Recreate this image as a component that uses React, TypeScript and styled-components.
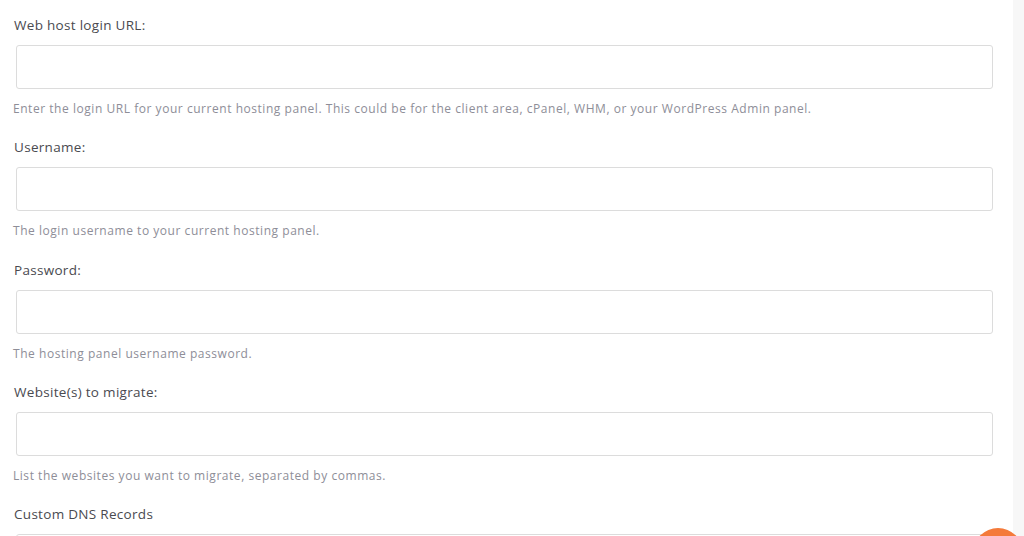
import React from "react";
import styled, { createGlobalStyle } from "styled-components";

const Global = createGlobalStyle`
  html, body { margin: 0; padding: 0; background: #ffffff; }
  body { font-family: "Open Sans", "Noto Sans", sans-serif; overflow: hidden; }
`;

const Page = styled.div`
  display: flex;
  width: 1024px;
  height: 536px;
  overflow: hidden;
  position: relative;
`;

const Main = styled.div`
  flex: 1;
  padding: 16px 20px 0 14px;
  display: flex;
  flex-direction: column;
`;

const Strip = styled.div`
  width: 11px;
  background: #f7f7f7;
`;

const Field = styled.div`
  display: flex;
  flex-direction: column;
  height: 122.3px;
  flex-shrink: 0;
`;

const Label = styled.label`
  font-size: 13.5px;
  line-height: 18px;
  color: #4a4a50;
  letter-spacing: 0.3px;
`;

const Input = styled.div`
  margin: 11px 0 0 2px;
  height: 42px;
  border: 1px solid #dcdcdc;
  border-radius: 3px;
  background: #fff;
  flex-shrink: 0;
`;

const Help = styled.p`
  margin: 12px 0 0 -1px;
  font-size: 12px;
  line-height: 16px;
  color: #8e8e98;
  letter-spacing: 0.54px;
`;

const Chat = styled.div`
  position: absolute;
  left: 973px;
  top: 528px;
  width: 50px;
  height: 50px;
  border-radius: 50%;
  background: #f47a3a;
`;

const fields = [
  {
    label: "Web host login URL:",
    help: "Enter the login URL for your current hosting panel. This could be for the client area, cPanel, WHM, or your WordPress Admin panel.",
  },
  { label: "Username:", help: "The login username to your current hosting panel." },
  { label: "Password:", help: "The hosting panel username password." },
  { label: "Website(s) to migrate:", help: "List the websites you want to migrate, separated by commas." },
];

export default function App() {
  return (
    <>
      <Global />
      <Page>
        <Main>
          {fields.map((f) => (
            <Field key={f.label}>
              <Label>{f.label}</Label>
              <Input />
              <Help>{f.help}</Help>
            </Field>
          ))}
          <Field>
            <Label>Custom DNS Records</Label>
            <Input />
          </Field>
        </Main>
        <Strip />
        <Chat />
      </Page>
    </>
  );
}
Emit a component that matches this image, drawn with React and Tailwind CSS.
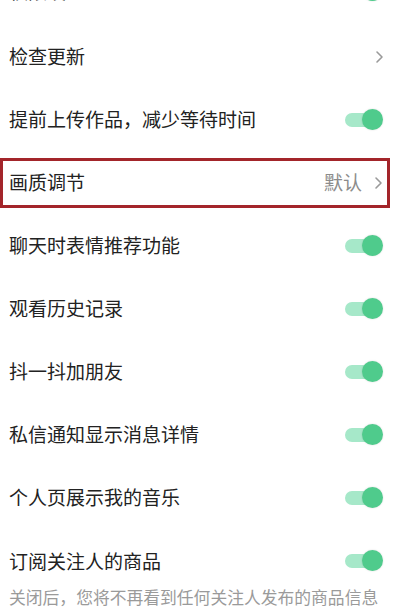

_ _ _ _ _ _ _

# Task brief:
Pictures in the records above should not be copied. Repeat everything else exactly.

# Complete answer:
Recreate this image as a component that uses React, TypeScript and styled-components.
import React from "react";
import styled, { createGlobalStyle } from "styled-components";

const Global = createGlobalStyle`
  html, body { margin: 0; padding: 0; background: #ffffff; }
  body { font-family: "Open Sans", "Noto Sans", sans-serif; overflow: hidden; }
`;

const Page = styled.div`
  display: flex;
  width: 1024px;
  height: 536px;
  overflow: hidden;
  position: relative;
`;

const Main = styled.div`
  flex: 1;
  padding: 16px 20px 0 14px;
  display: flex;
  flex-direction: column;
`;

const Strip = styled.div`
  width: 11px;
  background: #f7f7f7;
`;

const Field = styled.div`
  display: flex;
  flex-direction: column;
  height: 122.3px;
  flex-shrink: 0;
`;

const Label = styled.label`
  font-size: 13.5px;
  line-height: 18px;
  color: #4a4a50;
  letter-spacing: 0.3px;
`;

const Input = styled.div`
  margin: 11px 0 0 2px;
  height: 42px;
  border: 1px solid #dcdcdc;
  border-radius: 3px;
  background: #fff;
  flex-shrink: 0;
`;

const Help = styled.p`
  margin: 12px 0 0 -1px;
  font-size: 12px;
  line-height: 16px;
  color: #8e8e98;
  letter-spacing: 0.54px;
`;

const Chat = styled.div`
  position: absolute;
  left: 973px;
  top: 528px;
  width: 50px;
  height: 50px;
  border-radius: 50%;
  background: #f47a3a;
`;

const fields = [
  {
    label: "Web host login URL:",
    help: "Enter the login URL for your current hosting panel. This could be for the client area, cPanel, WHM, or your WordPress Admin panel.",
  },
  { label: "Username:", help: "The login username to your current hosting panel." },
  { label: "Password:", help: "The hosting panel username password." },
  { label: "Website(s) to migrate:", help: "List the websites you want to migrate, separated by commas." },
];

export default function App() {
  return (
    <>
      <Global />
      <Page>
        <Main>
          {fields.map((f) => (
            <Field key={f.label}>
              <Label>{f.label}</Label>
              <Input />
              <Help>{f.help}</Help>
            </Field>
          ))}
          <Field>
            <Label>Custom DNS Records</Label>
            <Input />
          </Field>
        </Main>
        <Strip />
        <Chat />
      </Page>
    </>
  );
}
Emit a component that matches this image, drawn with React and Tailwind CSS.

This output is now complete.